Eugenio Merino+Avelino Sala
1.5 degrees Celsius is not an arbitrary figure. In fact it is a goal that we as humanity should stick to if we want to protect the Earth — the place we live in, even if we sometimes forget — from global warming. The Paris Agreement, signed in 2015, listed a series of commitments from political leaders, who pledged to keep the rise in global temperatures “well below” 2.0 degrees and to do everything possible to limit the increase in temperatures to 1.5 degrees this century… Well I’m sorry to break the news, but that summit was, like so many others regarding climate change, nothing more than a jet set meeting (paid holidays for everyone) of Heads of State (each of them with their own private jet and therefore, a huge carbon footprint, in short, all very coherent — note the irony) where they set a utopian figure that we have obviously already surpassed and, consequently, have already failed to meet: 2023 was by far the warmest year on record for planet Earth.

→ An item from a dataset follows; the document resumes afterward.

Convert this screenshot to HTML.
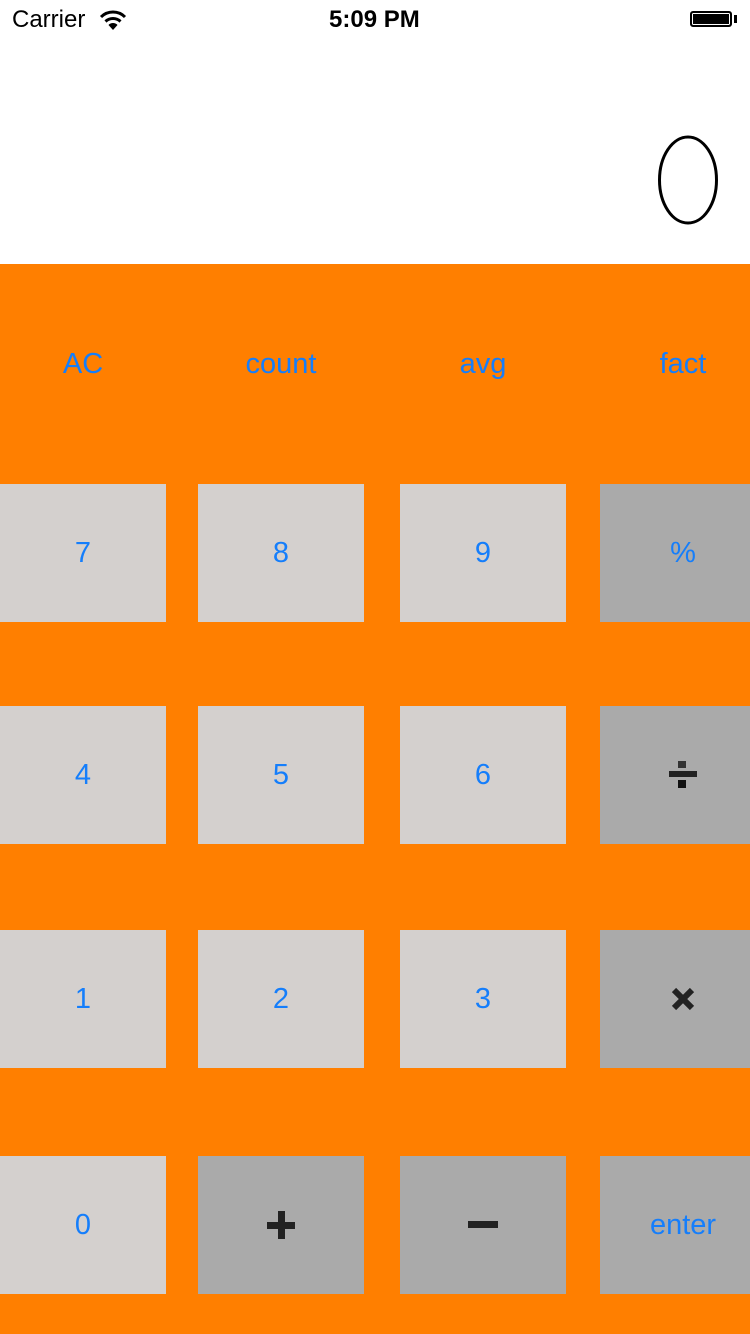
<!DOCTYPE html>
<html><head><meta charset="utf-8"><style>
body{margin:0;width:750px;height:1334px;position:relative;background:#fff;font-family:"Liberation Sans",sans-serif;overflow:hidden}
.o{position:absolute;left:0;top:264px;width:750px;height:1070px;background:#FF7F00}
.b{position:absolute;display:flex;align-items:center;justify-content:center;color:#157EFB;font-size:29px;height:138px;box-sizing:border-box}
.l{background:#D4D0CE}.d{background:#AAAAAA}
.r{padding-left:16px}
.t{position:absolute;color:#157EFB;font-size:29px;top:348px;transform:translateX(-50%)}
.s{position:absolute;font-size:24px;color:#000;top:6px}
</style></head><body>
<div class="s" style="left:12px">Carrier</div>
<svg style="position:absolute;left:99px;top:9px" width="28" height="22" viewBox="0 0 28 22"><path d="M2 8 A17 17 0 0 1 26 8" stroke="#000" stroke-width="3" fill="none"/><path d="M6.5 12.5 A11 11 0 0 1 21.5 12.5" stroke="#000" stroke-width="3" fill="none"/><path d="M14 21 L9.5 16 A6 6 0 0 1 18.5 16 Z" fill="#000"/></svg>
<div class="s" style="left:329px;font-weight:bold">5:09 PM</div>
<div style="position:absolute;left:690px;top:11px;width:42px;height:16px;border:2px solid #000;border-radius:3px;background:#000;box-sizing:border-box;box-shadow:inset 0 0 0 1px #fff"></div>
<div style="position:absolute;left:734px;top:15px;width:3px;height:8px;background:#000"></div>
<svg style="position:absolute;left:656px;top:134px" width="64" height="92"><ellipse cx="32" cy="46" rx="28.5" ry="43" fill="none" stroke="#000" stroke-width="3"/></svg>
<div class="o"></div>
<div class="t" style="left:83px">AC</div><div class="t" style="left:281px">count</div><div class="t" style="left:483px">avg</div><div class="t" style="left:683px">fact</div>

<div class="b l" style="left:0;width:166px;top:484px">7</div>
<div class="b l" style="left:198px;width:166px;top:484px">8</div>
<div class="b l" style="left:400px;width:166px;top:484px">9</div>
<div class="b d r" style="left:600px;width:150px;top:484px">%</div>

<div class="b l" style="left:0;width:166px;top:706px">4</div>
<div class="b l" style="left:198px;width:166px;top:706px">5</div>
<div class="b l" style="left:400px;width:166px;top:706px">6</div>
<div class="b d r" style="left:600px;width:150px;top:706px"><svg width="30" height="28"><rect x="10" y="0" width="8" height="7" fill="#333"/><rect x="1" y="10" width="28" height="6" fill="#222"/><rect x="10" y="19" width="8" height="8" fill="#111"/></svg></div>

<div class="b l" style="left:0;width:166px;top:930px">1</div>
<div class="b l" style="left:198px;width:166px;top:930px">2</div>
<div class="b l" style="left:400px;width:166px;top:930px">3</div>
<div class="b d r" style="left:600px;width:150px;top:930px"><svg width="26" height="24"><path d="M4 3 L22 21 M22 3 L4 21" stroke="#222" stroke-width="6"/></svg></div>

<div class="b l" style="left:0;width:166px;top:1156px">0</div>
<div class="b d" style="left:198px;width:166px;top:1156px"><svg width="30" height="30"><rect x="12" y="1" width="7" height="28" fill="#222"/><rect x="1" y="12" width="28" height="7" fill="#222"/></svg></div>
<div class="b d" style="left:400px;width:166px;top:1156px"><svg width="30" height="8"><rect x="0" y="0" width="30" height="7" fill="#222"/></svg></div>
<div class="b d r" style="left:600px;width:150px;top:1156px">enter</div>
</body></html>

The average temperature of the Earth was 1.48 degrees Celsius above the pre-industrial reference period (1850-1900), thus already close to a very relevant threshold: the famous 1.5 degrees. So one wonders, if we have already reached the end-of-century ceiling and we are just leaving behind its first quarter, what’s in store for us?
“RESISTENCIAS” is a wake-up call to this already surpassed 1.5 degree threshold. A somewhat poetic reprimand to the lack of self-criticism of us humans. An invitation to “stop and think” even if we already ran out of time. It is an exercise of committed cultural contemporaneity in the form of artistic object and action.